Hitting the ground running



7/26/07
First day on service picking up the new load of patients from David Welch, MD – a Canadian family physician who has been here for nearly a month. He had a census of 31 patients on Monday but has weaned it down a bit since that time – now it’s only 13 plus a consult. Here is the short list:
41 y.o. F with tremor, clonus, hyperreflexia, fever, weight loss – probable TB meningitis
29 y.o. HIV positive F with 3 month hx of ascending peripheral neuropathy now with profound weakness.
26 y.o. F with fever, mediastinal mass the size of a grapefruit
19 y.o. F with who had a 7.5 liter pus filled mass (Mary Weirusz started her care, and Elizabeth and I will finish it…)
55. y.o. F with HTN and out of control DM.
77. Y.o. F with end stage cor pulmonale, COPD – palliative care
26 y.o.

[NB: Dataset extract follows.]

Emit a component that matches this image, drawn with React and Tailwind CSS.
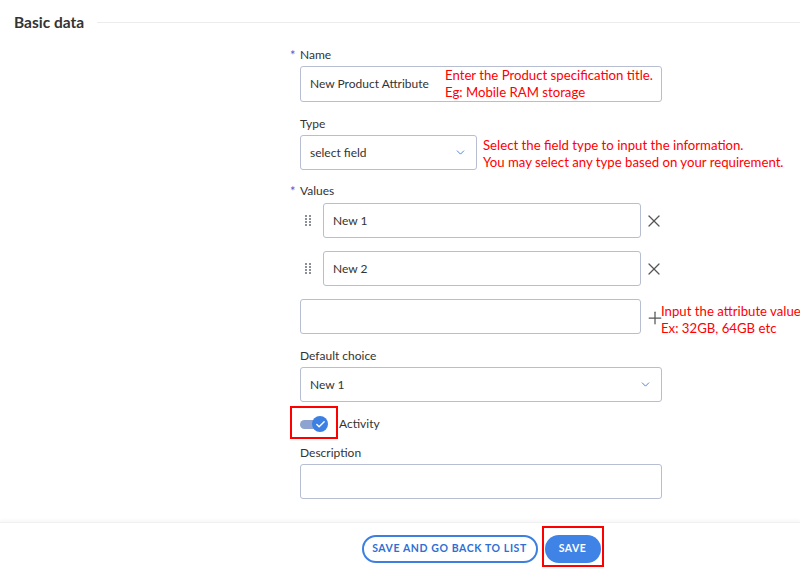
import { X, Plus, ChevronDown, Check } from "lucide-react";

const font = { fontFamily: "Lato, 'Noto Sans', sans-serif" };

// Small red note placed over the form, as in the annotated screenshot
function Note({ className, lines }) {
  return (
    <div className={`absolute text-[13.2px] leading-[17px] text-[#ff0000] whitespace-nowrap ${className}`}>
      {lines.map((l) => (
        <div key={l}>{l}</div>
      ))}
    </div>
  );
}

function Label({ children, required }) {
  return (
    <div className="relative h-4 mb-1 text-[12px] leading-[17px] text-[#333]">
      {required && <span className="absolute -left-[10px] top-[1px] text-[13px] text-[#4a62c8]">*</span>}
      {children}
    </div>
  );
}

function DragHandle() {
  return (
    <div className="w-[23px] shrink-0 flex justify-start pl-[5px]">
      <div className="grid grid-cols-2 gap-x-[2px] gap-y-[1px]">
        {Array.from({ length: 8 }).map((_, i) => (
          <span key={i} className="w-[2px] h-[2px] bg-[#8a8f99]" />
        ))}
      </div>
    </div>
  );
}

export default function App() {
  return (
    <div className="w-[800px] h-[571px] bg-white flex flex-col overflow-hidden" style={font}>
      {/* Section header */}
      <div className="flex items-center pt-[13px] pl-[14px] h-[31px]">
        <h2 className="text-[15.5px] font-bold text-[#333] leading-[18px]">Basic data</h2>
        <div className="flex-1 h-px bg-[#ececec] ml-[13px]" />
      </div>

      {/* Form */}
      <div className="grid grid-cols-[300px_362px] flex-1">
        <div />
        <div className="flex flex-col pt-[15px]">
          <Label required>Name</Label>
          <div className="relative h-9 border border-[#b7bed2] rounded-[3px] flex items-center px-[9px] text-[12px] text-[#333]">
            New Product Attribute
            <Note className="left-[144px] top-[0px]" lines={["Enter the Product specification title.", "Eg: Mobile RAM storage"]} />
          </div>

          <div className="mt-[13px]">
            <Label>Type</Label>
            <div className="relative w-[177px] h-[35px] border border-[#b7bed2] rounded-[3px] flex items-center justify-between px-[9px] text-[12px] text-[#333]">
              select field
              <ChevronDown size={13} strokeWidth={1.8} className="text-[#4d7fdc]" />
              <Note className="left-[182px] top-[1px]" lines={["Select the field type to input the information.", "You may select any type based on your requirement."]} />
            </div>
          </div>

          <div className="mt-[12px]">
            <Label required>Values</Label>
            <div className="flex items-center mt-[5px]">
              <DragHandle />
              <div className="w-[318px] shrink-0 h-[35px] border border-[#b7bed2] rounded-[3px] flex items-center px-[9px] text-[12px] text-[#333]">New 1</div>
              <X size={20} strokeWidth={1.5} className="shrink-0 ml-[3px] text-[#555]" />
            </div>
            <div className="flex items-center mt-[13px]">
              <DragHandle />
              <div className="w-[318px] shrink-0 h-[35px] border border-[#b7bed2] rounded-[3px] flex items-center px-[9px] text-[12px] text-[#333]">New 2</div>
              <X size={20} strokeWidth={1.5} className="shrink-0 ml-[3px] text-[#555]" />
            </div>
            <div className="relative flex items-center mt-[13px]">
              <div className="w-[341px] shrink-0 h-[35px] border border-[#b7bed2] rounded-[3px]" />
              <Plus size={20} strokeWidth={1.5} className="shrink-0 ml-[4px] mt-[3px] text-[#555]" />
              <Note className="left-[361px] top-[4px]" lines={["Input the attribute value", "Ex: 32GB, 64GB etc"]} />
            </div>
          </div>

          <div className="mt-[13px]">
            <Label>Default choice</Label>
            <div className="h-[35px] border border-[#b7bed2] rounded-[3px] flex items-center justify-between px-[9px] text-[12px] text-[#333]">
              New 1
              <ChevronDown size={13} strokeWidth={1.8} className="text-[#4d7fdc]" />
            </div>
          </div>

          {/* Activity toggle */}
          <div className="flex items-center h-5 mt-[12px]">
            <div className="relative w-[28px] h-5 flex items-center">
              <div className="w-[22px] h-[9px] rounded-full bg-[#8ea3cf]" />
              <div className="absolute left-[12px] w-4 h-4 rounded-full bg-[#3d80e3] flex items-center justify-center">
                <Check size={11} strokeWidth={3} className="text-white" />
              </div>
              <div className="absolute -left-[10px] -top-[8px] w-[48px] h-[33px] border-2 border-[#ff0000]" />
            </div>
            <span className="ml-[11px] text-[12px] text-[#333]">Activity</span>
          </div>

          <div className="mt-[10px]">
            <Label>Description</Label>
            <div className="h-[35px] border border-[#b7bed2] rounded-[3px]" />
          </div>
        </div>
      </div>

      {/* Footer actions */}
      <div className="h-[49px] border-t border-[#f0f0f0] shadow-[0_-2px_3px_rgba(0,0,0,0.03)] grid grid-cols-[300px_362px]">
        <div />
        <div className="flex items-center justify-center gap-[7px] pt-[3px]">
          <button className="h-[28px] w-[176px] rounded-full border-2 border-[#3d7fe0] text-[#2f6fd3] text-[10.5px] font-bold tracking-[0.6px] bg-white">
            SAVE AND GO BACK TO LIST
          </button>
          <div className="relative">
            <button className="h-[28px] w-[56px] rounded-full bg-[#3e83e5] text-white text-[10.5px] font-bold tracking-[0.5px]">
              SAVE
            </button>
            <div className="absolute -left-[3px] -right-[3px] -top-[8px] -bottom-[4px] border-2 border-[#ff0000]" />
          </div>
        </div>
      </div>
    </div>
  );
}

F with HIV, malaria, Pulmonary TB, and confusion.
82 y.o. F with CHF
35 y.o. F with HIV, with an aggressively growing set of masses- breast, RUQ and R inguinal masses – 6-25 cm in size. Looks bad – bx pending
73 y.o. M with lytic bony lesions – we have no idea what they are yet – no myeloma though.
19 y.o. M with severe kyphoscoliosis – immobile, bed sores, on palliative care.
30 y.o. M with HIV, wasting, TB in lungs and candidal esophagitis
70 y.o. with huge liver with mets – biopsy pending
28 y.o. with TB, HIV – the usual


This call day I have had 5 admissions (possible 28 y.o. with malaria, and another 32 y.o female with HIV, diffuse TB in her lungs, 55 y.o. with cord compression, and 53 y.o. MVA victim with contusions, and an 88 y.o. with pneumonia), 2 other ED evals going to Ortho – acute cord compression, and an MVA victim that had occurred 5 days ago.
I hope this gets interesting…
Daniel and Jordan started working today in the supply section, getting acquainted with one of the employee's 8 year old boy who was following them all around. I am on call tonight for admissions and the ICU (which is fairly quiet). Things are running more smoothly here than in the past, more patients in the ED, in clinic and on the wards but the chaos feels less. I think the old ways of doing things are getting supplanted by newer ideas – a good thing in this environment.